–Me acaban de avisar, mañana hay que estar en el Panteón Nacional para recibir a Oscar López Rivera.
– ¿En serio?
–Sí. Tú pásalo por el grupo y tú activa la sala para los mensajes masivos. Encárguense de la convocatoria por favor.
– ¡Entendido!
Fue una extraña sorpresa de algo que no creí que pasaría. Nos dispusimos todos a convocar desde esa noche para la tarde del día siguiente, en pleno remolino de la campaña presidencial. De modo que el sábado estábamos, en medio del desgaste, lo difícil de la convocatoria porque las múltiples actividades obligaban a muchos a tomarse un descanso. Pero ¡Apara ver a Oscar López Rivera! Más de uno luchó contra su cansancio por la emoción, y otros fueron por la obligación de cumplir con las órdenes.
Llegado al sitio, la convocatoria estaba bastante floja, pero fue mejorando paulatinamente/progresivamente hasta volverse “aceptable”. Yo confieso haber ido con cierto desdén, ya que siempre nos llaman para “ser bulto” y gritar desde una tribuna o un punto cercano, pero nunca interactuar con “los tipos”, eso queda reservado para otrxs. Sin embargo, fui a cumplir con la responsabilidad que se me había encomendado para coordinar convocatoria y con una muy pequeña esperanza de ver al caballero digno, recién liberado (a un personaje de esos que uno solo lee en los libros y artículos). Así transcurrieron varias horas bajo es sopor de una tarde de cielo inmóvil.
Como es normal, la actividad se desarrolló en el Panteón Nacional, al margen de nosotros, con dirigentes y responsables de alto nivel, el protocolo, la solemnidad y las fotos.
–Pendiente que ya van saliendo!
Nos preparamos para gritar nuestras consignas y recibirlos, para que nos levantaran los brazos, saludaran y se fueran, tal vez luego de saludar puntualmente a alguien de nosotros; pero no, el tipo vino con nosotros, el grupo multiverso de jóvenes: unos emocionados, algunos con plena conciencia de a quiénes estaban viendo, otros sabiendo solamente que era “una gran personalidad”. También estaban los apáticos obligados y los que no tenían la más mínima idea de qué haciían allí, que no fuera “estar aquí pa´ que los jefes nos vean”.

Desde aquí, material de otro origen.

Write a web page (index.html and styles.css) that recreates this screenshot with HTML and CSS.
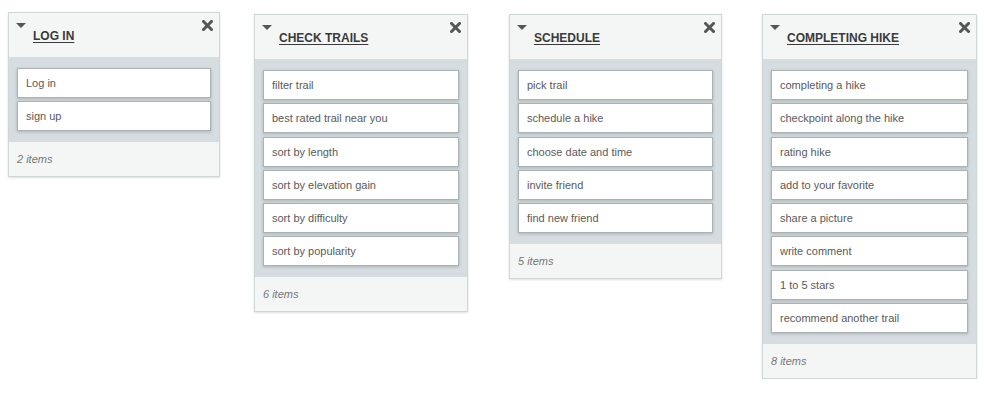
FILE: index.html
```html
<!DOCTYPE html>
<html lang="en">
<head>
<meta charset="utf-8">
<title>Hike board</title>
<link rel="stylesheet" href="styles.css">
</head>
<body>
<div class="board">
  <section class="card card-1">
    <header class="card-head">
      <span class="caret"></span>
      <a class="card-title" href="#">LOG IN</a>
      <svg class="close" width="11" height="11" viewBox="0 0 11 11"><path d="M1.5 1.5 L9.5 9.5 M9.5 1.5 L1.5 9.5" stroke="#555" stroke-width="3" stroke-linecap="square"/></svg>
    </header>
    <ul class="card-body">
      <li class="item">Log in</li>
      <li class="item">sign up</li>
    </ul>
    <footer class="card-foot">2 items</footer>
  </section>

  <section class="card card-2">
    <header class="card-head">
      <span class="caret"></span>
      <a class="card-title" href="#">CHECK TRAILS</a>
      <svg class="close" width="11" height="11" viewBox="0 0 11 11"><path d="M1.5 1.5 L9.5 9.5 M9.5 1.5 L1.5 9.5" stroke="#555" stroke-width="3" stroke-linecap="square"/></svg>
    </header>
    <ul class="card-body">
      <li class="item">filter trail</li>
      <li class="item">best rated trail near you</li>
      <li class="item">sort by length</li>
      <li class="item">sort by elevation gain</li>
      <li class="item">sort by difficulty</li>
      <li class="item">sort by popularity</li>
    </ul>
    <footer class="card-foot">6 items</footer>
  </section>

  <section class="card card-3">
    <header class="card-head">
      <span class="caret"></span>
      <a class="card-title" href="#">SCHEDULE</a>
      <svg class="close" width="11" height="11" viewBox="0 0 11 11"><path d="M1.5 1.5 L9.5 9.5 M9.5 1.5 L1.5 9.5" stroke="#555" stroke-width="3" stroke-linecap="square"/></svg>
    </header>
    <ul class="card-body">
      <li class="item">pick trail</li>
      <li class="item">schedule a hike</li>
      <li class="item">choose date and time</li>
      <li class="item">invite friend</li>
      <li class="item">find new friend</li>
    </ul>
    <footer class="card-foot">5 items</footer>
  </section>

  <section class="card card-4">
    <header class="card-head">
      <span class="caret"></span>
      <a class="card-title" href="#">COMPLETING HIKE</a>
      <svg class="close" width="11" height="11" viewBox="0 0 11 11"><path d="M1.5 1.5 L9.5 9.5 M9.5 1.5 L1.5 9.5" stroke="#555" stroke-width="3" stroke-linecap="square"/></svg>
    </header>
    <ul class="card-body">
      <li class="item">completing a hike</li>
      <li class="item">checkpoint along the hike</li>
      <li class="item">rating hike</li>
      <li class="item">add to your favorite</li>
      <li class="item">share a picture</li>
      <li class="item">write comment</li>
      <li class="item">1 to 5 stars</li>
      <li class="item">recommend another trail</li>
    </ul>
    <footer class="card-foot">8 items</footer>
  </section>
</div>
</body>
</html>
```

FILE: styles.css
```css
html, body {
  margin: 0;
  padding: 0;
  background: #ffffff;
}

body {
  font-family: "Liberation Sans", Arial, sans-serif;
  color: #555;
}

.board {
  display: flex;
  align-items: flex-start;
  padding: 12px 0 0 8px;
}

.card {
  box-sizing: border-box;
  border: 1px solid #cfd6d8;
  background: #f4f6f6;
  box-shadow: 0 1px 2px rgba(0, 0, 0, 0.12);
  display: flex;
  flex-direction: column;
}

.card-1 { width: 212px; }
.card-2 { width: 214px; margin-left: 34px; margin-top: 2px; }
.card-3 { width: 213px; margin-left: 41px; margin-top: 2px; }
.card-4 { width: 215px; margin-left: 40px; margin-top: 2px; }

.card-head {
  position: relative;
  height: 44px;
  background: #f4f6f6;
  padding-left: 24px;
  box-sizing: border-box;
}

.caret {
  position: absolute;
  left: 7px;
  top: 10px;
  width: 0;
  height: 0;
  border-left: 5px solid transparent;
  border-right: 5px solid transparent;
  border-top: 5px solid #555;
}

.card-title {
  display: inline-block;
  margin-top: 16px;
  font-size: 12px;
  line-height: 14px;
  font-weight: bold;
  color: #3a3a3a;
  text-decoration: underline;
  text-underline-offset: 2px;
}

.close {
  position: absolute;
  right: 6px;
  top: 7px;
  display: block;
}

.card-body {
  list-style: none;
  margin: 0;
  padding: 11px 8px;
  background: #d5dde0;
  display: flex;
  flex-direction: column;
  gap: 3.3px;
}

.item {
  box-sizing: border-box;
  height: 30px;
  background: #ffffff;
  border: 1px solid #aab2b5;
  box-shadow: 0 1px 3px rgba(0, 0, 0, 0.2);
  padding: 0 8px;
  display: flex;
  align-items: center;
  font-size: 11px;
  color: #5a5a5a;
}

.card-foot {
  height: 34px;
  box-sizing: border-box;
  padding: 0 8px;
  display: flex;
  align-items: center;
  font-size: 11px;
  font-style: italic;
  color: #777;
  background: #f4f6f6;
}
```
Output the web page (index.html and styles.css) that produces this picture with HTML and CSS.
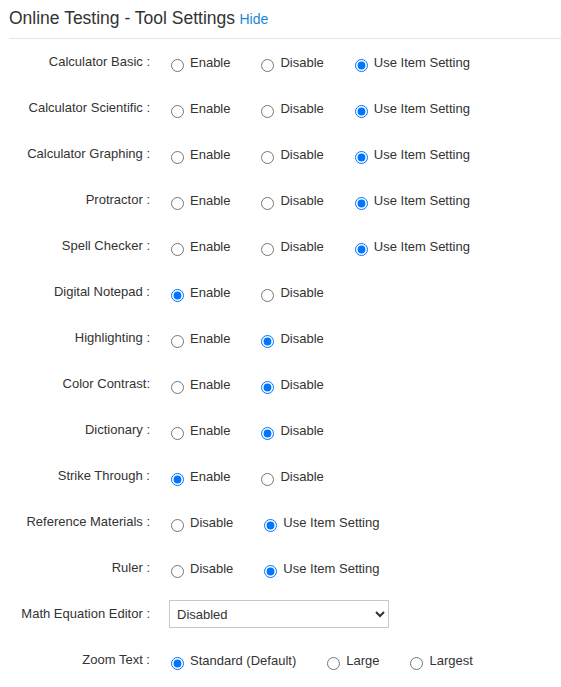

Oscar vino con nosotros, nos saludó, cruzó algunas palabras y, sobre todo, se tomó muchas fotos con nosotros. Yo sentí que él quería saber cómo estaba la juventud latinoamericana de a pie, qué decía, palparlas, retroalimentarse. Cúlpenme si no sé interpretar los gestos y las miradas.
Antes de que se fuera y luego de haberlo meditado por minutos que parecieron horas, me atreví a saludarlo, le ofrecí mi mano seguida de lo único que alcancé a ensayar y a decir: Respeto y admiración infinita, Oscar López Rivera. En seguida clavó sus ojos en los míos, y yo sentí que en sus ojos vi todo el sufrimiento de las luchas latinoamericanas por la liberación; la sangre, los muertos, las generaciones perdidas, los cantos, los poemas y los gritos. Quisiera recordar lo que me dijo, pero en todo caso, nada pudo ser tan expresivo como esto.
Sentí que, con ojos casi llorosos, me quería hacer saber lo mucho que se ha sufrido, la responsabilidad que tenemos y que en Venezuela no debemos tomarnos a la ligera lo que aquí se está jugando. Esto es serio, nos enfrentamos a quienes le robaron su vida entera y solo lo liberan ahora, que lo único que puede hacer es transmitir sus conocimientos y experiencias (obviamente que no es desdeñable) tal como hicieran con Pedro Albizu Campos, a quien también liberaron cuando ya no podía ser líder de nada, creo que como una maniobra más para perpetuar su sufrimiento.
Finalmente, se despidió de nosotros y abordó el vehículo que lo transportaba. Pero aquí, quedó un joven venezolano anónimo que si bien ya sabía todo esto por libros y declaraciones, por fin pudo conocer a alguien que sabe de verdad todo esto, y que se lo mostró por una ventanita; y este joven pensó en cuán diferentes serían las cosas si cada dirigente al frente de esta lucha, joven y adulto, supiera todo lo que sabe Oscar López Rivera.